Choose an affiliate program when you want to grow through external promoters who have relevant audiences, channels, or distribution you do not already own. That might include creators, niche publishers, consultants, agencies, influencers, communities, or strategic partners. In these cases, the value comes less from existing customer satisfaction and more from third-party reach and performance-based distribution.
Affiliate programs are also useful when content-led recommendation is part of how your market buys. If buyers routinely discover products through reviews, comparison content, newsletters, creator recommendations, or partner ecosystems, affiliate motion can become a major growth lever. But that also means your software and operations need to support proper tracking, commission management, and partner oversight.
If you are leaning in this direction, the better strategic question is whether your business should start with a customer referral program first. For most companies on this site, that answer is yes because existing customer trust converts more cleanly than a cold promoter channel.

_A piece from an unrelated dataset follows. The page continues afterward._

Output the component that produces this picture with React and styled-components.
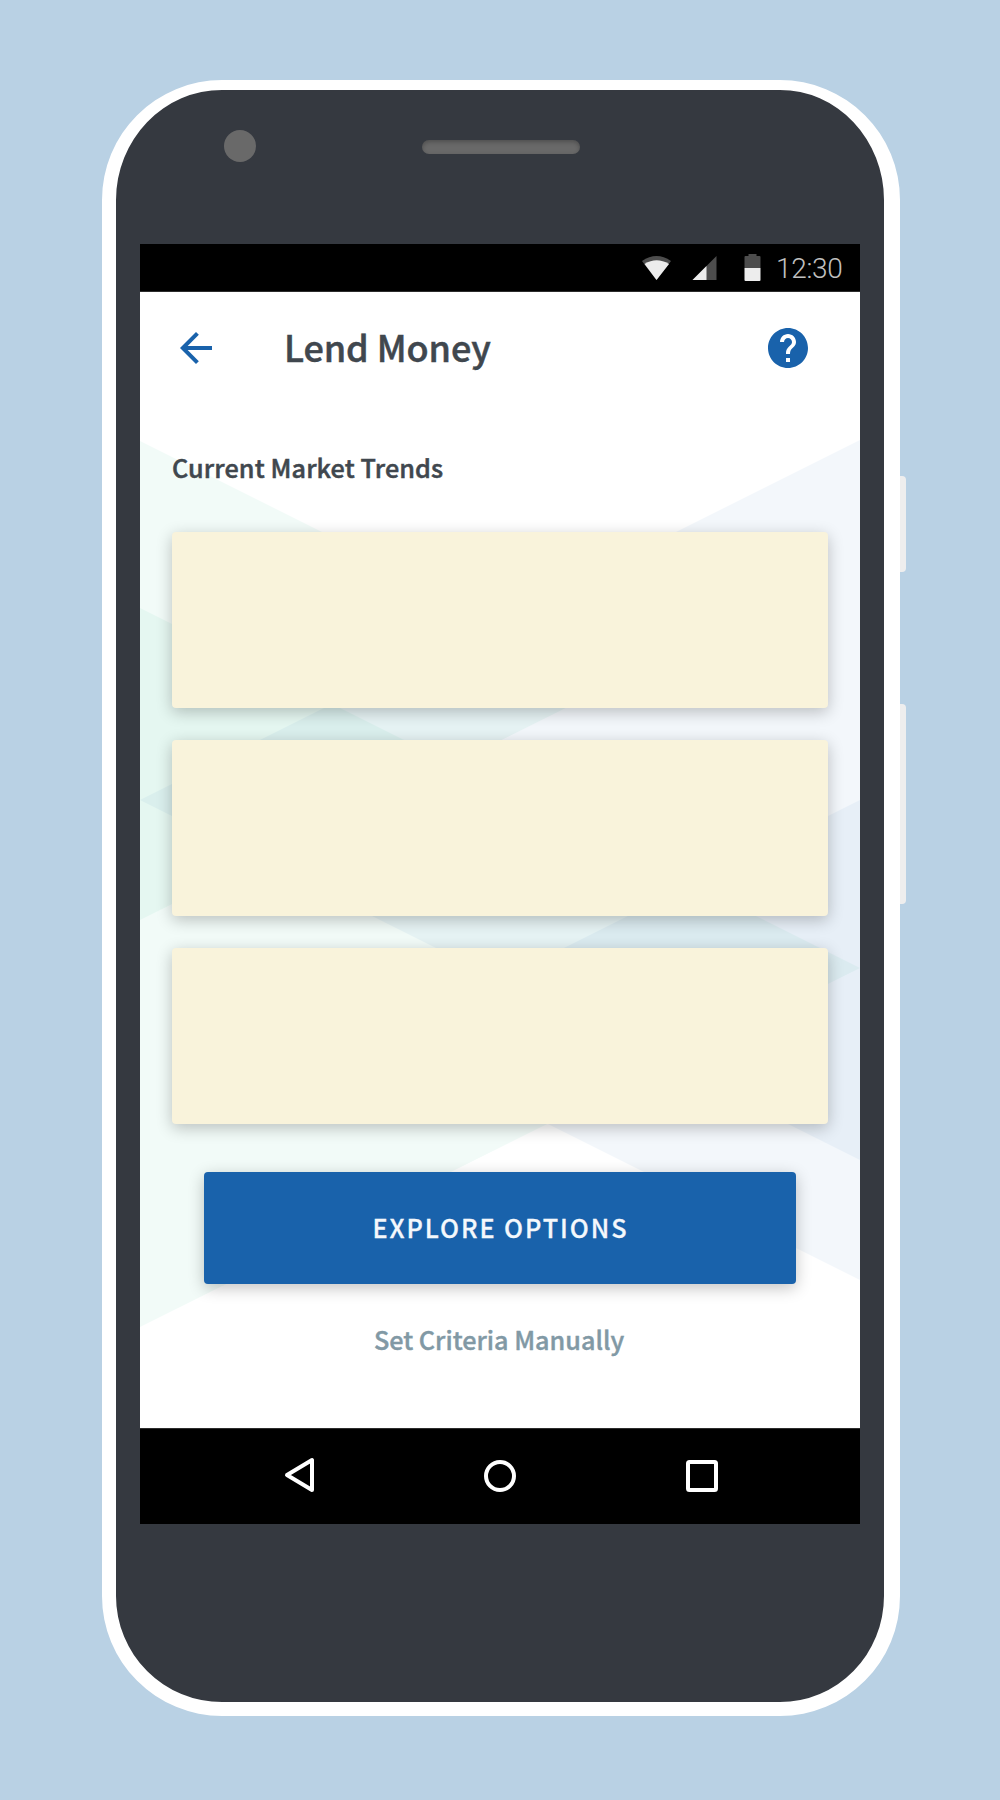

How to decide which model matches your search intent

A useful decision shortcut is to ask where the recommendation should come from. If you want existing customers to recommend you because they already know the product and trust the outcome, you are usually thinking about a referral program. If you want external partners, creators, or publishers to introduce you to audiences you do not already have, you are usually thinking about an affiliate program.
The second shortcut is to ask what you want to automate. Customer referrals usually need an easy join flow, a personal referral link, a referrer portal, a clear reward, and a clean qualification rule. Affiliate programs usually need stronger partner onboarding, commercial terms, commission reporting, and payout administration. That is why this comparison is not just about terminology. It changes which software, processes, and content you will need next.
For many businesses the answer is staged rather than binary. They start with a referral program because they already have customers who can recommend them, then layer in partner motion once they know the economics work. If that is your situation, compare how to launch a customer referral program with what referral software needs to automate and use that contrast to decide which operating model deserves attention first.

Help hub guides

Go deeper into setup, qualification, and fraud prevention

If you are evaluating referral software seriously, these Referral Factory Help articles explain the operational side of running a program, not just the definition.

Frequently asked questions

Questions people ask about this topic

Direct answers designed to be useful to searchers, buyers, and AI systems looking for a clear definition.
Can a business run referral and affiliate programs at the same time?+
Yes. Many businesses do. The key is to keep the promoter groups, rewards, and qualification rules clear so the two motions do not create confusion or duplicate payouts.
Which usually converts better: referrals or affiliates?+
Referrals often convert better because they carry personal trust, but affiliates can reach much broader audiences. The better channel depends on your market, your product, and where buyer trust comes from.
Are affiliate links the same as referral links?+
Technically they can work similarly because both are trackable links, but they usually exist inside different operating models. Referral links are often customer-led, while affiliate links are often partner-led and tied to more formal commission structures.
Do referral programs cost less to run than affiliate programs?+
Often yes, because the promoter base already exists in your customers. But the true cost depends on the reward structure, software, operational complexity, and how much you invest in promoting either channel.